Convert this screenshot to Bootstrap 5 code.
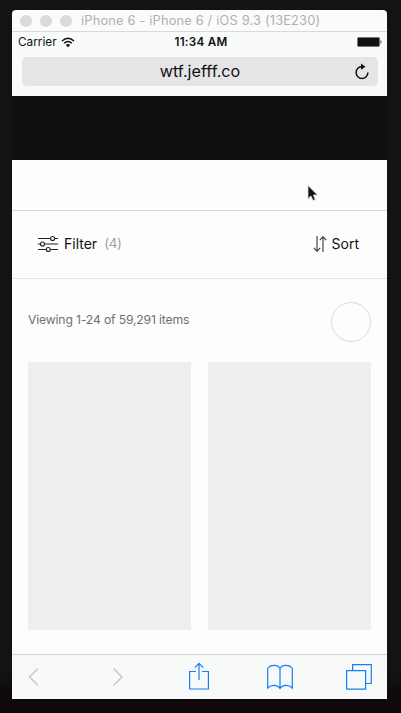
<!DOCTYPE html>
<html lang="en">
<head>
<meta charset="utf-8">
<meta name="viewport" content="width=device-width, initial-scale=1">
<title>iPhone 6</title>
<link href="https://cdn.jsdelivr.net/npm/bootstrap@5.3.0/dist/css/bootstrap.min.css" rel="stylesheet">
<style>
body{background:linear-gradient(#131313 0,#131313 670px,#0e090a 695px);font-family:Inter,"Liberation Sans",sans-serif;height:713px;color:#111;line-height:1}
.phone{width:375px;height:689px;margin:10px 0 0 12px;border-radius:4px 4px 0 0}
.titlebar{height:22px;background:#fafbfb;border-bottom:1px solid #d8d9d9;padding-left:8px;font-size:12.8px;letter-spacing:.19px;color:#b0b0b0}
.dot{width:12px;height:12px;background:#dadada;margin-right:8px}
.wintitle{padding-top:2px;margin-left:1px}
.chrome{height:64px;background:#f9fafa}
.status{height:20px;padding:2px 5px 0 6px;font-size:11.8px}
.status>*{flex:1 1 0}
.clock{font-weight:600;font-size:11.7px;letter-spacing:.25px;padding-left:2px}
.battery{padding-bottom:2px}
.address{height:29px;margin:5px 9px 0 10px;background:#e5e5e7;border-radius:5px;font-size:16.2px;padding-right:8px}
.hero{height:64px;background:#101010}
.blank{height:51px;border-bottom:1px solid #d5d7d9}
.tools{height:68px;border-bottom:1px solid #e1e3e5;padding:0 28px 2px 26px;font-size:14px}
.page{background:#fdfdfd}
.summary{height:83px;padding:2px 16px 0;color:#707070}
.count{font-size:12.2px;letter-spacing:-.16px;padding-bottom:3px}
.ring{width:40px;height:40px;border:1px solid #d9dadb}
.tile{height:268px;background:#edeeee}
.tiles{gap:17px;padding:0 16px}
.bottombar{height:45px;background:#f8f9f9;border-top:1px solid #d5d5d4;padding:0 15px 0 16px}
.bottombar svg,.tools svg{flex:none;display:block}
.next{margin-left:72px}
.share{margin:0 58px 2px 65px}
.tabs{margin-left:53px}
.filter{padding-left:2px}
.pointer{left:306px;top:184px}
.muted{color:#a0a0a0;font-size:13.4px;margin-left:7px;letter-spacing:-.3px}
</style>
<script src="https://cdn.jsdelivr.net/npm/bootstrap@5.3.0/dist/js/bootstrap.bundle.min.js"></script>
</head>
<body class="overflow-hidden position-relative">
<main class="phone d-flex flex-column overflow-hidden text-nowrap">
  <header class="titlebar d-flex align-items-center">
    <span class="dot rounded-circle"></span><span class="dot rounded-circle"></span><span class="dot rounded-circle"></span>
    <span class="wintitle">iPhone 6 - iPhone 6 / iOS 9.3 (13E230)</span>
  </header>
  <div class="chrome">
    <div class="status d-flex align-items-center">
      <span class="d-flex align-items-center gap-1">Carrier
        <svg width="14" height="11" viewBox="0 0 14 11" fill="none" stroke="#111" stroke-width="1.5"><path d="M1 4Q7-1.600 13 4M3.100 6.300Q7 2.800 10.900 6.300"/><path d="M4.800 8Q7 6 9.200 8L7 10.300Z" fill="#111" stroke="none"/></svg>
      </span>
      <span class="clock text-center">11:34 AM</span>
      <span class="battery d-flex justify-content-end"><svg width="25" height="10" viewBox="0 0 25 10"><rect x=".5" y=".5" width="22" height="9" rx="1" fill="#111" stroke="#777"/><path d="M23.500 3q2 2 0 4z" fill="#222"/></svg></span>
    </div>
    <div class="address d-flex align-items-center">
      <span class="flex-fill text-center ps-4">wtf.jefff.co</span>
      <svg width="16" height="18" viewBox="0 0 16 18"><path d="M8 3.600A5.900 5.900 0 1 0 13.900 9.500" fill="none" stroke="#111" stroke-width="1.500"/><path d="M7 .6 11.500 3.700 7 6.800Z" fill="#111"/></svg>
    </div>
  </div>
  <div class="hero"></div>
  <section class="page flex-fill">
    <div class="blank"></div>
    <div class="tools d-flex align-items-center justify-content-between">
      <div class="d-flex align-items-center">
        <svg class="me-1" width="20" height="18" viewBox="0 0 20 18" fill="none" stroke="#222" stroke-width="1.100"><path d="M0 3.500h12.400M16.800 3.500H20M0 9h2.300M6.700 9H20M0 14.500h8M12.400 14.500H20"/><circle cx="14.600" cy="3.500" r="2"/><circle cx="4.500" cy="9" r="2"/><circle cx="10.300" cy="14.500" r="2"/></svg>
        <span class="filter">Filter</span><span class="muted">(4)</span>
      </div>
      <div class="d-flex align-items-center">
        <svg class="me-1" width="15" height="18" viewBox="0 0 15 18" fill="none" stroke="#333" stroke-width="1.100"><path d="M4 1v15M.8 12.800 4 16.300 7.200 12.800M10 17V2M6.800 5.200 10 1.700 13.200 5.200"/></svg>
        <span>Sort</span>
      </div>
    </div>
    <div class="summary d-flex align-items-center justify-content-between"><span class="count">Viewing 1-24 of 59,291 items</span><span class="ring rounded-circle"></span></div>
    <div class="tiles d-flex"><div class="tile flex-fill"></div><div class="tile flex-fill"></div></div>
  </section>
  <footer class="bottombar d-flex align-items-center">
    <svg width="12" height="20" viewBox="0 0 12 20" fill="none" stroke="#c7c7c7" stroke-width="1.500"><path d="M10 1.500 1.500 10l8.500 8.500"/></svg>
    <svg class="next" width="12" height="20" viewBox="0 0 12 20" fill="none" stroke="#c7c7c7" stroke-width="1.500"><path d="M1.500 1.500 10 10l-8.500 8.500"/></svg>
    <svg class="share" width="20" height="28" viewBox="0 0 20 28" fill="none" stroke="#147efb" stroke-width="1.200"><path d="M7 9.500H.6v17.500h18.800V9.500H13M10 18V1.500M5.800 5.600 10 1.300l4.200 4.300"/></svg>
    <svg width="26" height="26" viewBox="0 0 26 26" fill="none" stroke="#147efb" stroke-width="1.200"><path d="M13 4.500C11 .4 3.500.4.700 4.500v19.500C4 20.500 10.500 20.500 13 24.500 15.500 20.500 22 20.500 25.300 24v-19.500C22.500.4 15 .4 13 4.500v20"/></svg>
    <svg class="tabs" width="26" height="26" viewBox="0 0 26 26" fill="none" stroke="#147efb" stroke-width="1.200"><path d="M.6 6.600h19v18.500H.6zM6.600 6.500V.700h18.700v18.800h-5.500"/></svg>
  </footer>
</main>
<svg class="pointer position-absolute" width="14" height="19" viewBox="0 0 14 19"><path d="M2 1.500v13.200l3-2.800 2 4.600 2.300-1-2-4.500h4.200Z" fill="#111" stroke="#ddd" stroke-width=".8"/></svg>
</body>
</html>
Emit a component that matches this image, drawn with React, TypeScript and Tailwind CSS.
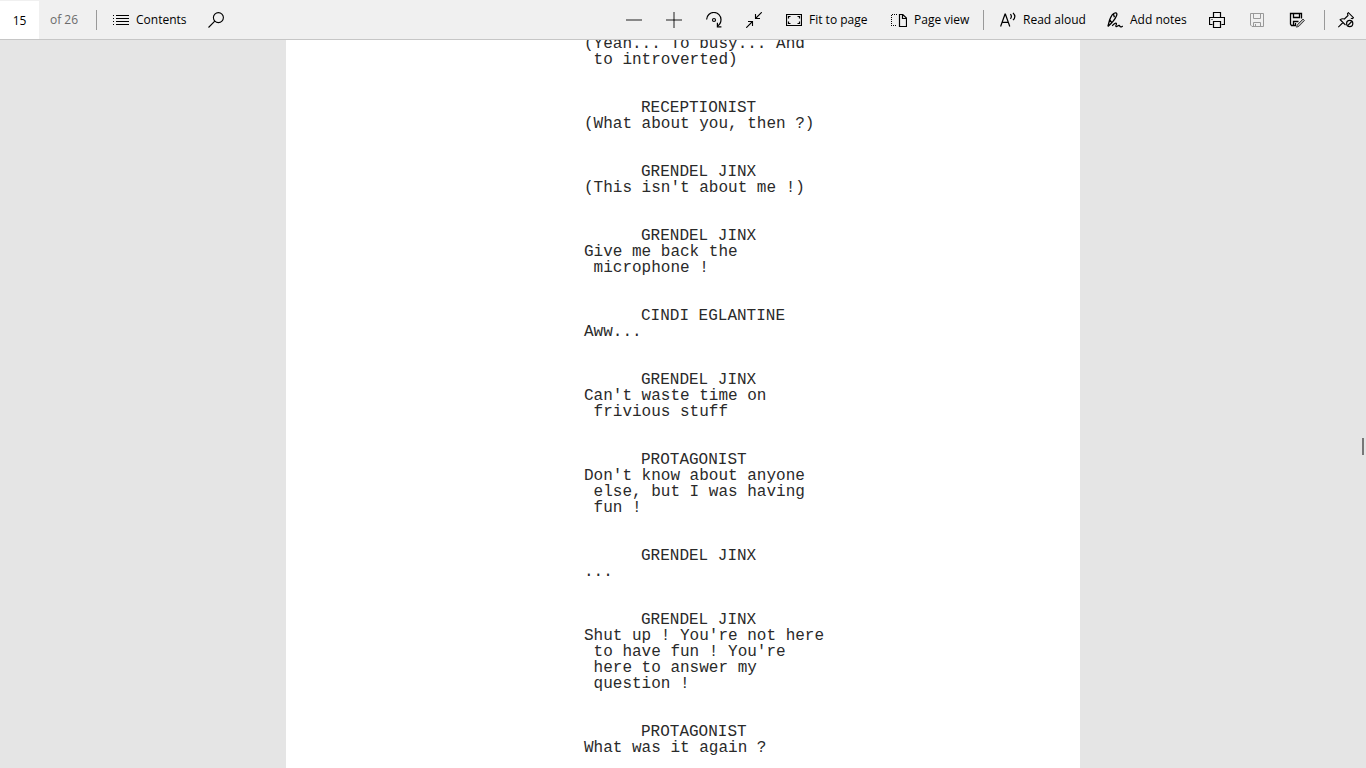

* * *

## EXERCISE DETAILS
Above are the records; reproduce them exactly and leave out the pictures.

## COMPLETE ANSWER
Convert this screenshot to Bootstrap 5 code.
<!DOCTYPE html>
<html lang="en">
<head>
<meta charset="utf-8">
<meta name="viewport" content="width=device-width, initial-scale=1">
<title>iPhone 6</title>
<link href="https://cdn.jsdelivr.net/npm/bootstrap@5.3.0/dist/css/bootstrap.min.css" rel="stylesheet">
<style>
body{background:linear-gradient(#131313 0,#131313 670px,#0e090a 695px);font-family:Inter,"Liberation Sans",sans-serif;height:713px;color:#111;line-height:1}
.phone{width:375px;height:689px;margin:10px 0 0 12px;border-radius:4px 4px 0 0}
.titlebar{height:22px;background:#fafbfb;border-bottom:1px solid #d8d9d9;padding-left:8px;font-size:12.8px;letter-spacing:.19px;color:#b0b0b0}
.dot{width:12px;height:12px;background:#dadada;margin-right:8px}
.wintitle{padding-top:2px;margin-left:1px}
.chrome{height:64px;background:#f9fafa}
.status{height:20px;padding:2px 5px 0 6px;font-size:11.8px}
.status>*{flex:1 1 0}
.clock{font-weight:600;font-size:11.7px;letter-spacing:.25px;padding-left:2px}
.battery{padding-bottom:2px}
.address{height:29px;margin:5px 9px 0 10px;background:#e5e5e7;border-radius:5px;font-size:16.2px;padding-right:8px}
.hero{height:64px;background:#101010}
.blank{height:51px;border-bottom:1px solid #d5d7d9}
.tools{height:68px;border-bottom:1px solid #e1e3e5;padding:0 28px 2px 26px;font-size:14px}
.page{background:#fdfdfd}
.summary{height:83px;padding:2px 16px 0;color:#707070}
.count{font-size:12.2px;letter-spacing:-.16px;padding-bottom:3px}
.ring{width:40px;height:40px;border:1px solid #d9dadb}
.tile{height:268px;background:#edeeee}
.tiles{gap:17px;padding:0 16px}
.bottombar{height:45px;background:#f8f9f9;border-top:1px solid #d5d5d4;padding:0 15px 0 16px}
.bottombar svg,.tools svg{flex:none;display:block}
.next{margin-left:72px}
.share{margin:0 58px 2px 65px}
.tabs{margin-left:53px}
.filter{padding-left:2px}
.pointer{left:306px;top:184px}
.muted{color:#a0a0a0;font-size:13.4px;margin-left:7px;letter-spacing:-.3px}
</style>
<script src="https://cdn.jsdelivr.net/npm/bootstrap@5.3.0/dist/js/bootstrap.bundle.min.js"></script>
</head>
<body class="overflow-hidden position-relative">
<main class="phone d-flex flex-column overflow-hidden text-nowrap">
  <header class="titlebar d-flex align-items-center">
    <span class="dot rounded-circle"></span><span class="dot rounded-circle"></span><span class="dot rounded-circle"></span>
    <span class="wintitle">iPhone 6 - iPhone 6 / iOS 9.3 (13E230)</span>
  </header>
  <div class="chrome">
    <div class="status d-flex align-items-center">
      <span class="d-flex align-items-center gap-1">Carrier
        <svg width="14" height="11" viewBox="0 0 14 11" fill="none" stroke="#111" stroke-width="1.5"><path d="M1 4Q7-1.600 13 4M3.100 6.300Q7 2.800 10.900 6.300"/><path d="M4.800 8Q7 6 9.200 8L7 10.300Z" fill="#111" stroke="none"/></svg>
      </span>
      <span class="clock text-center">11:34 AM</span>
      <span class="battery d-flex justify-content-end"><svg width="25" height="10" viewBox="0 0 25 10"><rect x=".5" y=".5" width="22" height="9" rx="1" fill="#111" stroke="#777"/><path d="M23.500 3q2 2 0 4z" fill="#222"/></svg></span>
    </div>
    <div class="address d-flex align-items-center">
      <span class="flex-fill text-center ps-4">wtf.jefff.co</span>
      <svg width="16" height="18" viewBox="0 0 16 18"><path d="M8 3.600A5.900 5.900 0 1 0 13.900 9.500" fill="none" stroke="#111" stroke-width="1.500"/><path d="M7 .6 11.500 3.700 7 6.800Z" fill="#111"/></svg>
    </div>
  </div>
  <div class="hero"></div>
  <section class="page flex-fill">
    <div class="blank"></div>
    <div class="tools d-flex align-items-center justify-content-between">
      <div class="d-flex align-items-center">
        <svg class="me-1" width="20" height="18" viewBox="0 0 20 18" fill="none" stroke="#222" stroke-width="1.100"><path d="M0 3.500h12.400M16.800 3.500H20M0 9h2.300M6.700 9H20M0 14.500h8M12.400 14.500H20"/><circle cx="14.600" cy="3.500" r="2"/><circle cx="4.500" cy="9" r="2"/><circle cx="10.300" cy="14.500" r="2"/></svg>
        <span class="filter">Filter</span><span class="muted">(4)</span>
      </div>
      <div class="d-flex align-items-center">
        <svg class="me-1" width="15" height="18" viewBox="0 0 15 18" fill="none" stroke="#333" stroke-width="1.100"><path d="M4 1v15M.8 12.800 4 16.300 7.200 12.800M10 17V2M6.800 5.200 10 1.700 13.200 5.200"/></svg>
        <span>Sort</span>
      </div>
    </div>
    <div class="summary d-flex align-items-center justify-content-between"><span class="count">Viewing 1-24 of 59,291 items</span><span class="ring rounded-circle"></span></div>
    <div class="tiles d-flex"><div class="tile flex-fill"></div><div class="tile flex-fill"></div></div>
  </section>
  <footer class="bottombar d-flex align-items-center">
    <svg width="12" height="20" viewBox="0 0 12 20" fill="none" stroke="#c7c7c7" stroke-width="1.500"><path d="M10 1.500 1.500 10l8.500 8.500"/></svg>
    <svg class="next" width="12" height="20" viewBox="0 0 12 20" fill="none" stroke="#c7c7c7" stroke-width="1.500"><path d="M1.500 1.500 10 10l-8.500 8.500"/></svg>
    <svg class="share" width="20" height="28" viewBox="0 0 20 28" fill="none" stroke="#147efb" stroke-width="1.200"><path d="M7 9.500H.6v17.500h18.800V9.500H13M10 18V1.500M5.800 5.600 10 1.300l4.200 4.300"/></svg>
    <svg width="26" height="26" viewBox="0 0 26 26" fill="none" stroke="#147efb" stroke-width="1.200"><path d="M13 4.500C11 .4 3.500.4.700 4.500v19.500C4 20.500 10.500 20.500 13 24.500 15.500 20.500 22 20.500 25.300 24v-19.500C22.500.4 15 .4 13 4.500v20"/></svg>
    <svg class="tabs" width="26" height="26" viewBox="0 0 26 26" fill="none" stroke="#147efb" stroke-width="1.200"><path d="M.6 6.600h19v18.500H.6zM6.600 6.500V.700h18.700v18.800h-5.500"/></svg>
  </footer>
</main>
<svg class="pointer position-absolute" width="14" height="19" viewBox="0 0 14 19"><path d="M2 1.500v13.200l3-2.800 2 4.600 2.300-1-2-4.500h4.200Z" fill="#111" stroke="#ddd" stroke-width=".8"/></svg>
</body>
</html>
Emit a component that matches this image, drawn with React, TypeScript and Tailwind CSS.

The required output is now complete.